Just 2,617 consumers sign up to the FPS in first month

another nuisance 2Fears that the Fundraising Preference Service would trigger a mass opt out of charity communications appear to have been way wide of the mark, with just 2,617 people signing up to the scheme in the first month, with 6,305 suppression requests.
The FPS, first recommended in the Etherington Review of fundraising self-regulation published in September 2015, went live at the beginning of July.
It allows members of the public to opt out of communication from as many charities as they like, although they can only select three at a time. The latest figures suggest many consumers have only blocked communications from one or two charities so far.
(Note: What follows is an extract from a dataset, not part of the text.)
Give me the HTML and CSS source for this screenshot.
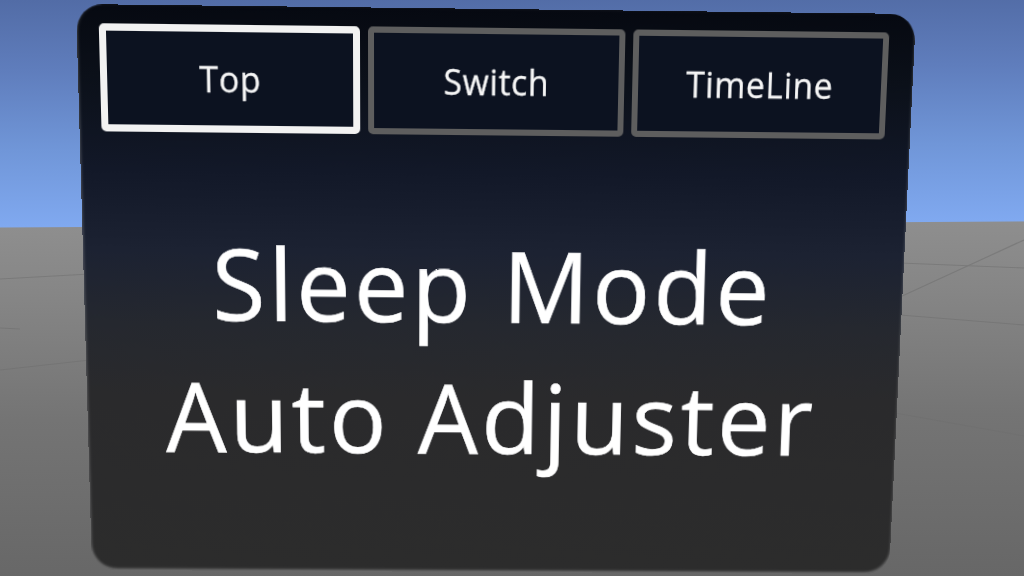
FILE: index.html
```html
<!DOCTYPE html>
<html lang="en">
<head>
<meta charset="utf-8">
<title>Sleep Mode Auto Adjuster</title>
<link rel="stylesheet" href="styles.css">
</head>
<body>
  <main class="scene">
    <!-- faint grid seams on the ground plane -->
    <svg class="ground-grid" width="1024" height="576" viewBox="0 0 1024 576" aria-hidden="true">
      <g stroke="#6f6f6f" stroke-width="1.2" fill="none" opacity="0.55">
        <line x1="0" y1="279" x2="90" y2="274"/>
        <line x1="0" y1="370" x2="90" y2="360"/>
        <line x1="0" y1="328" x2="20" y2="329"/>
        <line x1="900" y1="263" x2="1024" y2="268"/>
        <line x1="900" y1="297" x2="1024" y2="240"/>
        <line x1="900" y1="315" x2="1024" y2="325"/>
        <line x1="895" y1="413" x2="1024" y2="436"/>
      </g>
    </svg>
    <section class="panel">
      <nav class="tabs">
        <button class="tab tab-active">Top</button>
        <button class="tab">Switch</button>
        <button class="tab">TimeLine</button>
      </nav>
      <div class="title-area">
        <h1 class="title">Sleep Mode<br>Auto Adjuster</h1>
      </div>
    </section>
  </main>
</body>
</html>
```

FILE: styles.css
```css
html, body {
  margin: 0;
  padding: 0;
  width: 1024px;
  height: 576px;
  overflow: hidden;
}

body {
  font-family: "Open Sans", "Noto Sans", sans-serif;
}

/* sky above, grey ground plane below, horizon slightly tilted */
.scene {
  position: relative;
  width: 1024px;
  height: 576px;
  background: linear-gradient(179.66deg,
    #526ca6 0px,
    #5f7dbc 70px,
    #7096d8 150px,
    #80a9f0 227px,
    #8e8e8e 228px,
    #858585 300px,
    #747474 420px,
    #676767 582px);
}

.ground-grid {
  position: absolute;
  left: 0;
  top: 0;
}

/* world-space panel, projected with a perspective matrix */
.panel {
  position: relative;
  box-sizing: border-box;
  width: 840px;
  height: 566px;
  display: flex;
  flex-direction: column;
  padding: 18px 26px 0 22px;
  border-radius: 26px;
  background: linear-gradient(180deg,
    #060911 0%,
    #0b1019 12%,
    #121828 28%,
    #1c2232 42%,
    #25282f 55%,
    #2a2a2c 68%,
    #2c2c2c 100%);
  box-shadow: inset 0 -2px 3px rgba(220, 220, 220, 0.35),
              inset 2px 0 3px rgba(200, 200, 200, 0.08);
  transform-origin: 0 0;
  transform: matrix3d(1.011261, 0.012077, 0, 0.00001229,
                      0.037095, 1.054686, 0, 0.00009594,
                      0, 0, 1, 0,
                      76, 4, 0, 1);
}

.tabs {
  display: flex;
  gap: 8px;
  height: 104px;
}

.tab {
  flex: 1;
  box-sizing: border-box;
  border: 6px solid #5e5e5e;
  border-radius: 5px;
  background: #0c1220;
  color: #f6f6f6;
  font-family: "Open Sans", "Noto Sans", sans-serif;
  font-size: 34px;
  letter-spacing: 0.6px;
  padding: 0;
  cursor: pointer;
  -webkit-text-stroke: 0.3px #f6f6f6;
}

.tab-active {
  border: 7px solid #f2f2f2;
}

.title-area {
  flex: 1;
  display: flex;
  align-items: center;
  justify-content: center;
}

.title {
  margin: 0 0 14px 0;
  color: #ffffff;
  font-weight: 400;
  font-size: 99px;
  line-height: 134px;
  letter-spacing: 3.4px;
  text-align: center;
  -webkit-text-stroke: 0.6px #ffffff;
}
```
The first 1,312 suppression requests were made in the 12 hours directly following the launch of the FPS, with an average of 166 requests made per day since then.
The Fundraising Regulator is at pains to say the uptake of the service has been “rapid”, adding that this is “a service individuals both need and want”.
However, the sector will no doubt be breathing a collective sigh of relief; the launch of the FPS attracted widespread media coverage – fronted by Fundraising Regulator chairman Lord Michael Grade – creating high awareness of the new service.
And in March last year, a survey by nfpSynergy suggested that up to 30 million people could sign up to the scheme.
Fundraising Regulator chief executive Stephen Dunmore said: “The launch of the FPS was an important moment for the Fundraising Regulator and a significant step in re-building trust between the sector and the public. The service allows the public to have greater control of which charities contact them and by what means. Despite being only one month old, the rapid uptake by the general public has shown that is a service individuals both need and want.
“Although the numbers indicate there is still some way to go in terms of charities’ communications with individuals, we are encouraged by the progress that is being made by the charity sector in ensuring that fundraising is ethical and transparent. We look forward to continuing to work closely with charities and, as always, greatly appreciate their cooperation and positive response to the introduction of FPS.”